> _Set problem_:
Find the string "styles" in the entries and copy each line that has it.

> _Listing_:
☆ ☆ ☆ ☆ ☆

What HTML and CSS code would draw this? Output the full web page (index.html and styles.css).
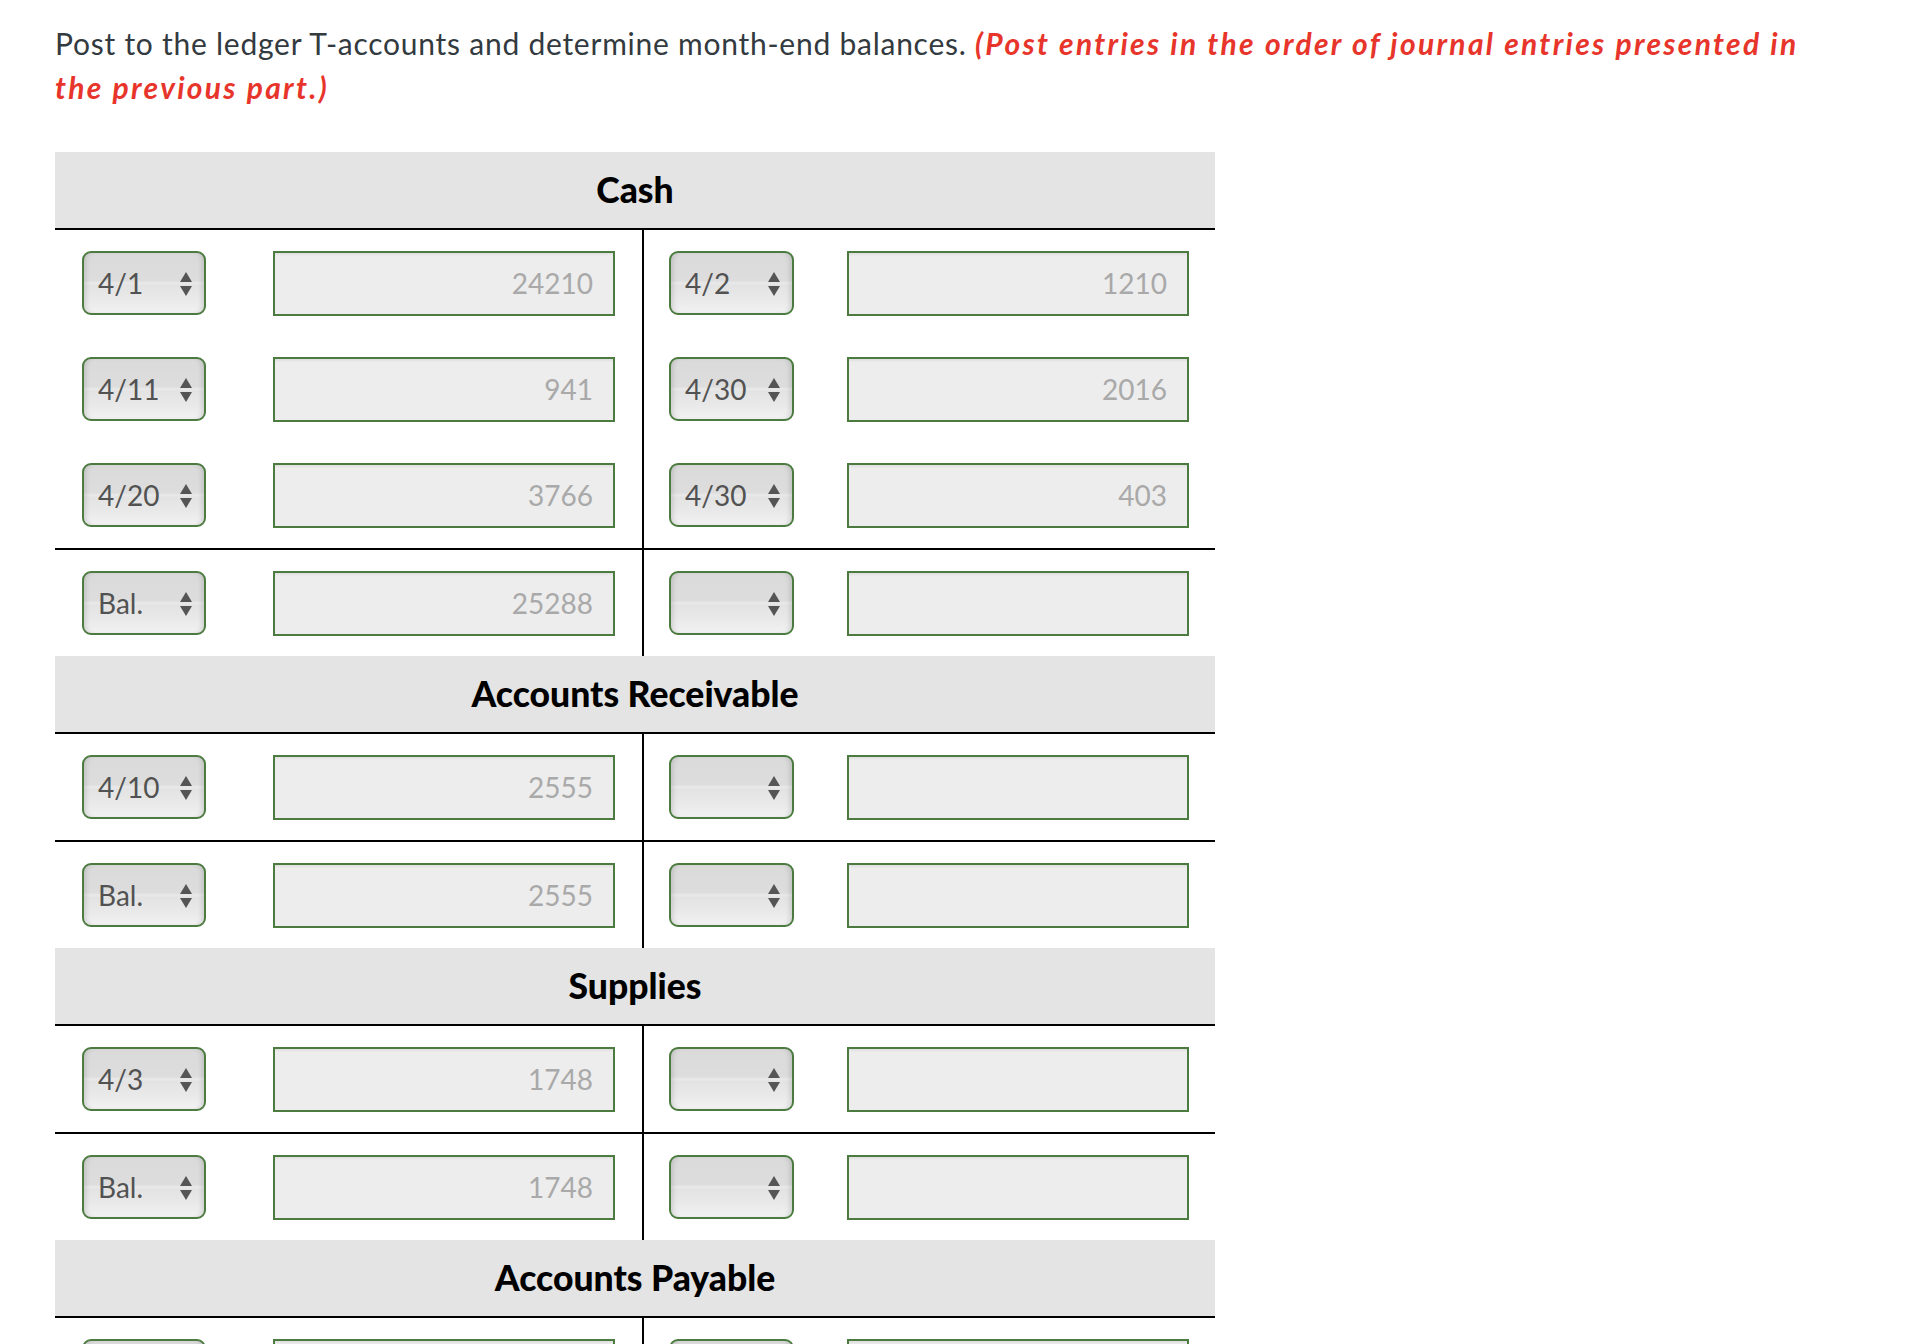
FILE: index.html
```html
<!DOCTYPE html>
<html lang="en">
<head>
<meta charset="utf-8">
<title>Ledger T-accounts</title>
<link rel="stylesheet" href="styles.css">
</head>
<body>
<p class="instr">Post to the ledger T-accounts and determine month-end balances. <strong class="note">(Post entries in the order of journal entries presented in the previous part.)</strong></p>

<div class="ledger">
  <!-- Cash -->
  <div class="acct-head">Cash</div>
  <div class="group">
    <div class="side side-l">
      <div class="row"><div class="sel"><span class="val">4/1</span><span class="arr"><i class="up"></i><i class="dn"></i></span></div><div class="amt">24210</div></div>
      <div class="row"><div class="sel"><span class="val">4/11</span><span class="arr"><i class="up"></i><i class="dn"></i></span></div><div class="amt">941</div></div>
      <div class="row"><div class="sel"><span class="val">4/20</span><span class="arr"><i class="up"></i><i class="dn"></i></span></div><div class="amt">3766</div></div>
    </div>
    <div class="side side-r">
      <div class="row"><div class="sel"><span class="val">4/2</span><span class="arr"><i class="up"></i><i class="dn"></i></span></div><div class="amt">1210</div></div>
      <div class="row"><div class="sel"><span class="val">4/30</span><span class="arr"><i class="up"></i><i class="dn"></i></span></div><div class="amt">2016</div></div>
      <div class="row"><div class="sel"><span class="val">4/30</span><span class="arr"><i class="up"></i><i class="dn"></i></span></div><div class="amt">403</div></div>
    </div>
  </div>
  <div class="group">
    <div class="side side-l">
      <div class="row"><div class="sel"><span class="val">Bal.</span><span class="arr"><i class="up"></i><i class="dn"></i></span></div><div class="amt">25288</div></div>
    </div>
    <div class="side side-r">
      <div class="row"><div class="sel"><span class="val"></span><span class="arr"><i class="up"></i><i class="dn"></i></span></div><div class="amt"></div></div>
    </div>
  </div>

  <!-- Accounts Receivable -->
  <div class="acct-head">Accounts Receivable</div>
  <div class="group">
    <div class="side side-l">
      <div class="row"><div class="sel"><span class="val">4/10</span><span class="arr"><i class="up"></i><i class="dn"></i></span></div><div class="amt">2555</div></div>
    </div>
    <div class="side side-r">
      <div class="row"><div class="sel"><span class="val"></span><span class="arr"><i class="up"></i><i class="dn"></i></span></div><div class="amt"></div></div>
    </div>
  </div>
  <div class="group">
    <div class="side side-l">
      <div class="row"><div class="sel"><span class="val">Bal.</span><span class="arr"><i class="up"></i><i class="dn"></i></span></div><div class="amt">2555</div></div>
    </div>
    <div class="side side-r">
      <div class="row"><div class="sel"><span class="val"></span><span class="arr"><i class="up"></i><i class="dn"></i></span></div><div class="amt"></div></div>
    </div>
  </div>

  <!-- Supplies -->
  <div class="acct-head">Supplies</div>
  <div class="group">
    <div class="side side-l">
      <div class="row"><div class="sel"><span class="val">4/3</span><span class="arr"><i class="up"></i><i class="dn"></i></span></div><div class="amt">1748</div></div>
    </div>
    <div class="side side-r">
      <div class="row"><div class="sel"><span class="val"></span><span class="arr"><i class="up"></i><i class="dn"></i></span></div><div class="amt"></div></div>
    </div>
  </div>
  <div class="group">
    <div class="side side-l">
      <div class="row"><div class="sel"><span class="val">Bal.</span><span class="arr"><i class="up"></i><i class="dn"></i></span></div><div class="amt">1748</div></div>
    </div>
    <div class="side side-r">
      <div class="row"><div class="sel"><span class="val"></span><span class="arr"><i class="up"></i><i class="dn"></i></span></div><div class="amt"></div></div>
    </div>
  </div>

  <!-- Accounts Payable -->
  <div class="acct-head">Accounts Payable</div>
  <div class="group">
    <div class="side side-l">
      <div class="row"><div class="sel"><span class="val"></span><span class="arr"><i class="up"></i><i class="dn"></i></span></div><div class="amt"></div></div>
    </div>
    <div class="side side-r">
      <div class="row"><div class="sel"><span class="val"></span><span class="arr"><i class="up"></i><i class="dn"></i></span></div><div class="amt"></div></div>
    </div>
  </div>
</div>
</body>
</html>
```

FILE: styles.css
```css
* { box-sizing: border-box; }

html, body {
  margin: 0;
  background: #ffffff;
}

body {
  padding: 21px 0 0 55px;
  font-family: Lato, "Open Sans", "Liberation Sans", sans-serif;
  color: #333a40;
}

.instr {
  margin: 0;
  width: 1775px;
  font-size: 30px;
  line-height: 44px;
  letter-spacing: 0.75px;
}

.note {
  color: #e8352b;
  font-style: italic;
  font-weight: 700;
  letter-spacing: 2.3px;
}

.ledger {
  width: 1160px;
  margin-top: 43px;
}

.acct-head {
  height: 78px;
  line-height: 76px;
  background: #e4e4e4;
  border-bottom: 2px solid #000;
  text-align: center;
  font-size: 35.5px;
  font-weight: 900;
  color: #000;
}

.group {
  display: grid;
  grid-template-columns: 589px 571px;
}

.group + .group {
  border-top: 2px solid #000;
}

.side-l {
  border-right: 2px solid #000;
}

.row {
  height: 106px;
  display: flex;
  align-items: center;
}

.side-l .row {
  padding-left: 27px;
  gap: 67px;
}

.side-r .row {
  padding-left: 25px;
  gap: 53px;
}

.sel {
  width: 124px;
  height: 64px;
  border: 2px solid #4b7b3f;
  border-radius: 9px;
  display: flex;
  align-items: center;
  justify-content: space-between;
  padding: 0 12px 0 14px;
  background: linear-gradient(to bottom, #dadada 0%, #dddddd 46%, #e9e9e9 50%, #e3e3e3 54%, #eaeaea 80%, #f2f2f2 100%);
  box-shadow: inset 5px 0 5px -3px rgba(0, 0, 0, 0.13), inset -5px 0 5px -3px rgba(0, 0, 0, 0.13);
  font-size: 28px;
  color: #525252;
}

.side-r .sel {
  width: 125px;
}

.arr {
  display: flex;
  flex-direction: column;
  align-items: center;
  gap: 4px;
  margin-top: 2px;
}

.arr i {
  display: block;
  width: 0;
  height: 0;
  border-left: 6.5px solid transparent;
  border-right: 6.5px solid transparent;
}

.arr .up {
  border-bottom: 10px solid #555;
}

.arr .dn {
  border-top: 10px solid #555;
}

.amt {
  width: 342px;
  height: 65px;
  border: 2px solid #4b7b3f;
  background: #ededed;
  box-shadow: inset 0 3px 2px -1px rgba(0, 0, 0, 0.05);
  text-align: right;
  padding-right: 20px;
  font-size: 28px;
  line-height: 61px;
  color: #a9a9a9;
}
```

☆ ☆ ☆ ☆ ☆

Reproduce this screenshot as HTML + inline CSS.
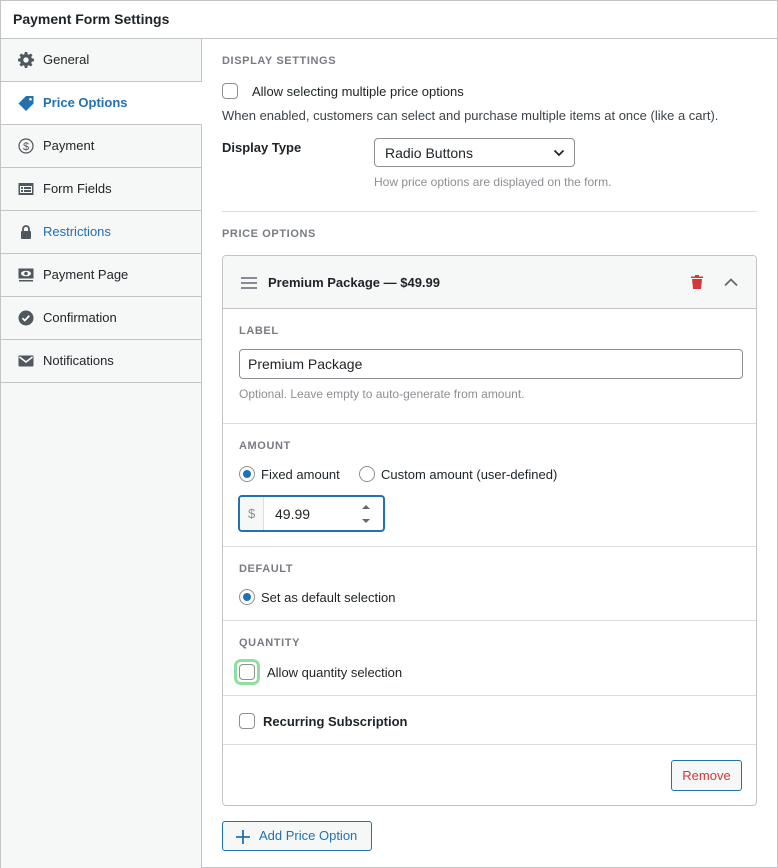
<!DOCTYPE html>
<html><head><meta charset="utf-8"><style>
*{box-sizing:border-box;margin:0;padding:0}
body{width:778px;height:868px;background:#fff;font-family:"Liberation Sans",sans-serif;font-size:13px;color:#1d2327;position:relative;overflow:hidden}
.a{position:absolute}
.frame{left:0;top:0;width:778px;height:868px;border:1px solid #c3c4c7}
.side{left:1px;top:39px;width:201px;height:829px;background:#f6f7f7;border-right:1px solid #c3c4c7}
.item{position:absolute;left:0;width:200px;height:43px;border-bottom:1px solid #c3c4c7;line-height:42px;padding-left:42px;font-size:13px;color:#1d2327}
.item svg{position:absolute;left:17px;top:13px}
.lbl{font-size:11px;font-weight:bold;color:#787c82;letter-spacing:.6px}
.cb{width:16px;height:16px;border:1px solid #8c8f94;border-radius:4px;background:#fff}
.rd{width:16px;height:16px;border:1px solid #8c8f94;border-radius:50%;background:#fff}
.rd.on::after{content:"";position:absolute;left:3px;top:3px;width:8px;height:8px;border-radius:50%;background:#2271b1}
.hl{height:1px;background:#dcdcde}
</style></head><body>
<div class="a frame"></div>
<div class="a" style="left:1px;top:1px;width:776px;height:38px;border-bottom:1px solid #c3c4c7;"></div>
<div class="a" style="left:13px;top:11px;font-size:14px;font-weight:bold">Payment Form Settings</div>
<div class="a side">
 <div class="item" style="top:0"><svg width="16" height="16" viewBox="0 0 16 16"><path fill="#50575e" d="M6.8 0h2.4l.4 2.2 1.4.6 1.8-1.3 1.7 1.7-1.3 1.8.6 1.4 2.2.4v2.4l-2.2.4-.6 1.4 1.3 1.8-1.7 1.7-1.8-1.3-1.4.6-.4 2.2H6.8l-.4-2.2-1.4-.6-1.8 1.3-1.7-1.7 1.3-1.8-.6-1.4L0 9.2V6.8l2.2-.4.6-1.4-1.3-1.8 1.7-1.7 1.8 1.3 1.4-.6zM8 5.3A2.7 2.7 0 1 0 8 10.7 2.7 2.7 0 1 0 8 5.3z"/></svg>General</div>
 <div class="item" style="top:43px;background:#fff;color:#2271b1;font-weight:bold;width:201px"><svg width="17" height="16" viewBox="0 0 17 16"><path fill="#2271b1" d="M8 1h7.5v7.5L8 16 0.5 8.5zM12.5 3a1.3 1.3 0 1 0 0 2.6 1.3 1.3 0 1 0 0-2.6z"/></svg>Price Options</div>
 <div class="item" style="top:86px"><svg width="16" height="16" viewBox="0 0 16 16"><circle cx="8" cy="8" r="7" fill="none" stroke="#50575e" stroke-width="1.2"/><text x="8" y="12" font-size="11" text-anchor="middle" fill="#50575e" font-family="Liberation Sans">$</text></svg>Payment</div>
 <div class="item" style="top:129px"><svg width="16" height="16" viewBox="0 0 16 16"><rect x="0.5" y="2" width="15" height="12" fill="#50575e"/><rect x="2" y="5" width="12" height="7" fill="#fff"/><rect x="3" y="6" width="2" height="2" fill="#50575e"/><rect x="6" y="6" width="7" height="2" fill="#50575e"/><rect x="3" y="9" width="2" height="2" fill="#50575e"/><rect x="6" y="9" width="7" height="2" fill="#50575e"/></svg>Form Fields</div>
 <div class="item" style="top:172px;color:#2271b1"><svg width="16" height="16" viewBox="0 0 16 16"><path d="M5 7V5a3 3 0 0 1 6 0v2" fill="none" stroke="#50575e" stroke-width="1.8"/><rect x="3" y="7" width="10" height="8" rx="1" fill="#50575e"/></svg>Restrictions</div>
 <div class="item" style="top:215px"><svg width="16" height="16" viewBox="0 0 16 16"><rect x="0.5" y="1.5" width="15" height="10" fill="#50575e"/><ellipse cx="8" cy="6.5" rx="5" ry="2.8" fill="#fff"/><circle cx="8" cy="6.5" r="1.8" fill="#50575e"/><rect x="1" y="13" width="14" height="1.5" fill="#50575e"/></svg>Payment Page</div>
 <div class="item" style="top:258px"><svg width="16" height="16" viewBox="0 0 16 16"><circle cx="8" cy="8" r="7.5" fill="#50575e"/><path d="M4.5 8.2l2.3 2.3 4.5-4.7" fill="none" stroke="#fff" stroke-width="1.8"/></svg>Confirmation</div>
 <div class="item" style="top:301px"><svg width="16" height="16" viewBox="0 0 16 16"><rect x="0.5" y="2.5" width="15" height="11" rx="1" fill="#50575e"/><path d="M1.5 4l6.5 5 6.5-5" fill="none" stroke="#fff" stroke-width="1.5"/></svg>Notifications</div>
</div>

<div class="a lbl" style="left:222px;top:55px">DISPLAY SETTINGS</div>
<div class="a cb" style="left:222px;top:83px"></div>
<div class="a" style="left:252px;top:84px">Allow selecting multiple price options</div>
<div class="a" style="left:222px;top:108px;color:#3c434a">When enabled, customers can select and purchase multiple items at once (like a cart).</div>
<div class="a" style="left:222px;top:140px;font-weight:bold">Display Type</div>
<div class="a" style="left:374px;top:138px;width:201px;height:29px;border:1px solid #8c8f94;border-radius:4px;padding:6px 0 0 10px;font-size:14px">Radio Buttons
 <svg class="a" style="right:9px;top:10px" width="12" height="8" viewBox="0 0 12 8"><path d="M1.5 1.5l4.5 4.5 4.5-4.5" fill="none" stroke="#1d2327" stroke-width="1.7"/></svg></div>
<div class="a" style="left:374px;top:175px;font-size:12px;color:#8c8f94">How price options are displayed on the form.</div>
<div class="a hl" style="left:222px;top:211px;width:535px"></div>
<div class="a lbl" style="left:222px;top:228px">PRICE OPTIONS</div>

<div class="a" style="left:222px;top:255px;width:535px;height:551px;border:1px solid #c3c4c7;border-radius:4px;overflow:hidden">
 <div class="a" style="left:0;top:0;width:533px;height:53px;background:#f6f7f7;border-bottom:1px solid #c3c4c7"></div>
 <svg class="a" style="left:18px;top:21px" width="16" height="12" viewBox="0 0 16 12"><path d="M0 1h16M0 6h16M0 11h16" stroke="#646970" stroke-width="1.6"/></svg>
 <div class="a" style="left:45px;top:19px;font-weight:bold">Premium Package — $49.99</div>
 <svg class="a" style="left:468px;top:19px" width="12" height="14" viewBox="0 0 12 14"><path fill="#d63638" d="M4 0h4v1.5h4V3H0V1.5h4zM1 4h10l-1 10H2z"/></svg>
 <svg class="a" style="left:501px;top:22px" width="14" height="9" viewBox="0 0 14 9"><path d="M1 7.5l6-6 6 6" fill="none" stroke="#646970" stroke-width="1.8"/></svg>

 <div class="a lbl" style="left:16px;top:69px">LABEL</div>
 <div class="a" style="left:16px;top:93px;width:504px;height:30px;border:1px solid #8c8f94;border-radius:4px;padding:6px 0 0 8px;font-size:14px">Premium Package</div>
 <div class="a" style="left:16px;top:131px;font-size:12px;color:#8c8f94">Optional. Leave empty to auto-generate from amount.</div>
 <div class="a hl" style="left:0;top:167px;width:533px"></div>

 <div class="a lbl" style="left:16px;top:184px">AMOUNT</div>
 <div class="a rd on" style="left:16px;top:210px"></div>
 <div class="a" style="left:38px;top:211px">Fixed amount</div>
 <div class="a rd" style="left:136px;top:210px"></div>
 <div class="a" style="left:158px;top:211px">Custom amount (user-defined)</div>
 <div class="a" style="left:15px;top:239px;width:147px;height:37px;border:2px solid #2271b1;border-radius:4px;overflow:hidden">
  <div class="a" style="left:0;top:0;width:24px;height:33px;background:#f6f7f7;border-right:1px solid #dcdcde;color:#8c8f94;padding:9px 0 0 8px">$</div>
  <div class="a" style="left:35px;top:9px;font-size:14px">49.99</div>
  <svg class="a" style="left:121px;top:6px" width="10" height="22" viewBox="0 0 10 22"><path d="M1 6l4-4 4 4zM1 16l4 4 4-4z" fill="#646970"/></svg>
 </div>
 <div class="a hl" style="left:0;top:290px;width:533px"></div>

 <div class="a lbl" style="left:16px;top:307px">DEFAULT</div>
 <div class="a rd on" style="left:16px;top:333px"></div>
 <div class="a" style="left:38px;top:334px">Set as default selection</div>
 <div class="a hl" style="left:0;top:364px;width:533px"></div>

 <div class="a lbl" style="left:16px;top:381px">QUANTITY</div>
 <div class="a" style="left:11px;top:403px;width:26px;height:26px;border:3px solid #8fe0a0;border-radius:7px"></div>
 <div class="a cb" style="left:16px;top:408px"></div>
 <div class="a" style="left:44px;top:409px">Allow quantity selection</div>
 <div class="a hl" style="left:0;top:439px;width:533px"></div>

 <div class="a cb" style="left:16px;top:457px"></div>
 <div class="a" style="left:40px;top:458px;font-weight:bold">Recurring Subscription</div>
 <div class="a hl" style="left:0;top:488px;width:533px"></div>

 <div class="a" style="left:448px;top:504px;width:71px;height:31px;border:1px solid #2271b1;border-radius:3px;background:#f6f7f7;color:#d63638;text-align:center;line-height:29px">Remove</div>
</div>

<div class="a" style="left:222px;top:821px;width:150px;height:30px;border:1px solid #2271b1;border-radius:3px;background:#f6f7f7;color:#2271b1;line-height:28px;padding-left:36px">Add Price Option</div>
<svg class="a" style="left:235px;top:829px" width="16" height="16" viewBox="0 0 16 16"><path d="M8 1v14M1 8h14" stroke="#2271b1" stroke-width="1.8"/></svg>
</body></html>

☆ ☆ ☆ ☆ ☆

> _Task answer_:
What HTML and CSS code would draw this? Output the full web page (index.html and styles.css).
<link rel="stylesheet" href="styles.css">
FILE: styles.css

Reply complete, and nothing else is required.